In this context, a key ingredient of reform would be more female leadership in finance. I say this for two reasons. First, greater diversity always sharpens thinking, reducing the potential for groupthink. Second, this diversity also leads to more prudence, with less of the reckless decision-making that provoked the crisis. Our own research bears this out—a higher share of women on the boards of banks and financial supervision agencies is associated with greater stability. As I have said many times, if it had been Lehman Sisters rather than Lehman Brothers, the world might well look a lot different today.
So where do we stand on the tenth anniversary of the collapse of Lehman? The bottom line is this: We have come a long way, but not far enough. The system is safer, but not safe enough. Growth has rebounded but is not shared enough.
Complicating matters, the political economy landscape has shifted, with a fading commitment to international cooperation—ironically, the very kind of cooperation that prevented the crisis from becoming another Great Depression. Think of the role played by the G20, the FSB, the IMF, and others who worked so well together over the past decade. Indeed, the importance of international cooperation in meeting 21st century challenges is one of the enduring lessons of the crisis.

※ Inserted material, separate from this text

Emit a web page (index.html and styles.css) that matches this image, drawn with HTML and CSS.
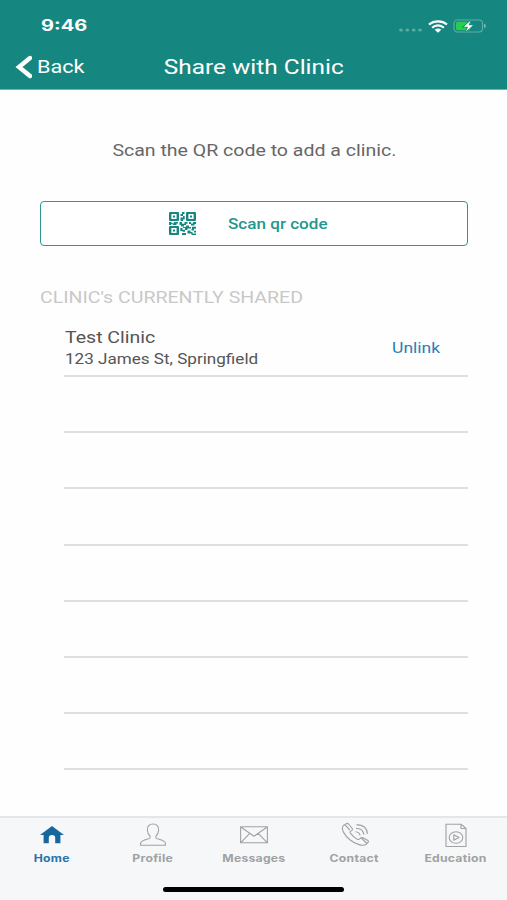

We are now facing new, post-crisis, fault lines—from the potential rollback of financial regulation, to the fallout from excessive inequality, to protectionism and inward-looking policies, to rising global imbalances. How we respond to these challenges will determine whether we have fully internalized the lessons from Lehman. In this sense, the true legacy of the crisis cannot be adequately assessed after ten years—because it is still being written.